Sind diese Filme denn in den Kinos der USA zu sehen?
Bis Ende er achtziger Jahre schon, da gab es in den USA einen riesigen Markt für die­se billig produzierten Filme. Im Kino ging es dann ganz anders zu und her, als wir es hierzulande gewohnt sind: Die Leute kamen rein und gingen raus, wie es ihnen gerade passte, während der Vorführung wurde geredet, mitgesungen, häufig spielte vor der Vorführung noch eine Band, oder es gab eine Karaokeshow. Kinos in den USA waren ein Begegnungsort der latein­amerikanischen Migranten. Häufig gab es mitten im Kinosaal zudem auch noch einen Stand mit Rechtsberatung für die Zuwanderer. Mit der Einführung von repressiven Migrationsgesetzen im Jahr 1986 wurden in den Kinos vermehrt Razzien durchgeführt. Deswegen gingen die Migranten seltener ins Kino, und die Filmvorführungen verlagerten sich ins Wohnzimmer.

Hat Ihre Forschung in Los Angeles zu Erkenntnissen geführt, die auf die Schweizer Filmproduktion übertragbar sind?

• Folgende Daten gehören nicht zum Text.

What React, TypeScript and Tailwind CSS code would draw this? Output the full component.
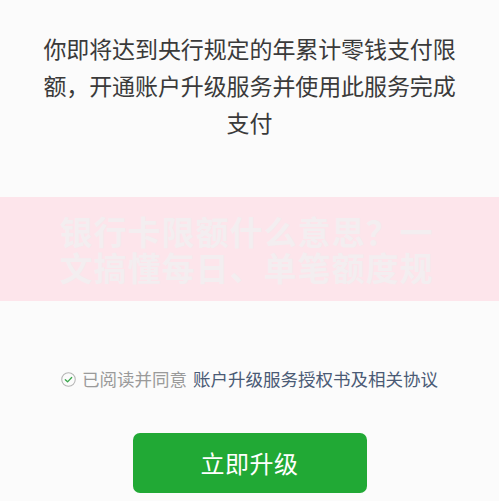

Grundsätzlich sind es völlig unterschiedliche Filmkulturen und Filmmärkte, von daher ist ein Vergleich schwierig. Ein Fazit bleibt: Man kann Filme auch ohne Fördergelder machen. Aber das ist eine grauenhafte Feststellung, und sie stimmt nicht ganz: Denn solch miese Arbeitsbedingungen, wie sie dort herrschen, will man ja niemandem zumuten. Was ich jedoch bei den Produktionen positiv erlebt habe, ist die Spontaneität. Ich war bei einem Dreh dabei, als Schauspieler fehlten. Da holte sich das Filmteam die Protagonisten auf der Strasse. Das ist natürlich ein Risiko, und es kann gut oder schlecht rauskommen. Aber Spontaneität finde ich grundsätzlich gut – und die fehlt der Schweizer Filmbranche ein bisschen.

Seraina Rohrer (33) ist die neue Leiterin der Solothurner Filmtage. Ihre Dissertation wird voraussichtlich 2012 in englischer Sprache erscheinen.